TL;DR
Imagine that you are sending an HTTP request from one app; this one sends it to another app that sends it to another app. What if something happens along the way?
You need to mark all the requests to pinpoint where the problem occurred.
In this tutorial, you'll learn how to use OpenTelemetry to monitor your applications with insights into performance, tracing, and metrics.
You will learn:
- How to monitor our application using OpenTelemetry.
- How to view logs and ship traces.
- How to view Metrics and filter the traces.
- How to automate the monitoring of applications.
Odigos - Open-source Distributed Tracing
Monitor all your apps simultaneously without writing a single line of code!
Simplify OpenTelemetry complexity with the only platform that can generate distributed tracing across all your applications.

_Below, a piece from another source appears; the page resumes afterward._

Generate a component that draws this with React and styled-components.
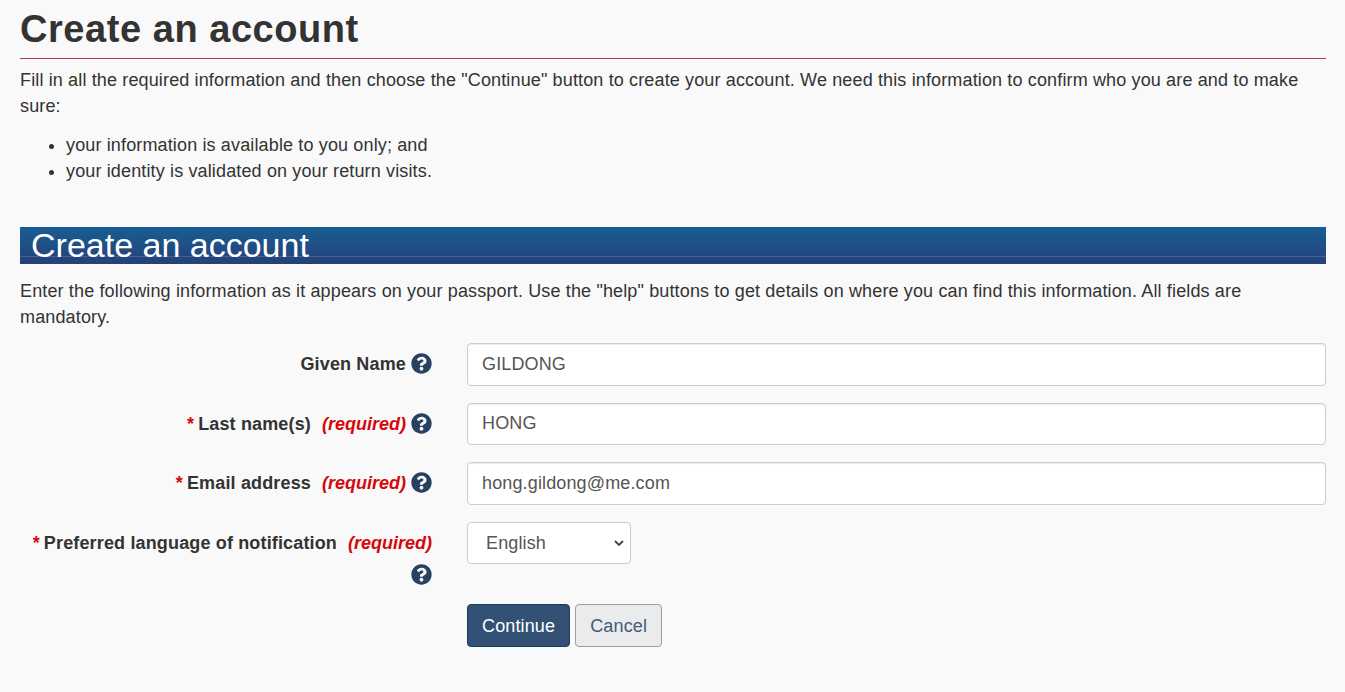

We are really just starting out.
Can you help us with a star? Plz? 😽
https://github.com/keyval-dev/odigos
Let's set it up🔥
Here, I'll walk you through installing the package dependencies required for this project.
Create your project folder for the web application as done below.
mkdir monitor-app
cd monitor-app
mkdir server
Setting up the Node.js server 🤖
Navigate into the server folder and create a package.json
file.
cd server && npm init -y
Install Express.
npm install express
ExpressJS is a back-end web application framework for building RESTful APIs with Node.js.
Create an index.js
file - the entry point to our web server.
// 👇server/index.js
touch index.js
Set up a Node.js server using Express. The code snippet below returns a JSON object with one key when we do a get
request to /static-data
or /fetch-data
endpoint in our browser.
// 👇server/index.js
const express = require("express");
const app = express();
const PORT = 8000;
app.use(express.urlencoded({ extended: true }));
app.use(express.json());
app.get("/static-data", (req, res) => {
res.json({
msg: "Hello world!",
});
});
app.get("/fetch-data", (req, res) => {
// Simulate a real-world database call
setTimeout(() => {
res.json({
msg: "Hello world!",
});
}, 2000);
});
app.listen(PORT, () => {
console.log(`The server is listening on port: ${PORT}`);
});
💡TIP OF THE DAY
Since the node version v18.11.0 we no longer need nodemon to watch for changes and restart the server, it is now built into Node with--watch
flag.
Configure node --watch
by adding the start
& trace-start
command to the list of scripts in the package.json
file.
// 👇server/package.json
"scripts": {
"test": "echo \"Error: no test specified\" && exit 1",
"start": "node --watch index.js",
"trace-start": "node -r ./tracing.js --watch index.js"
},
-
start
: The code snippet starts the web server. -
trace-start
: This code snippet starts the web server while preloading thetracing.js
file. We will be using this command for demonstration.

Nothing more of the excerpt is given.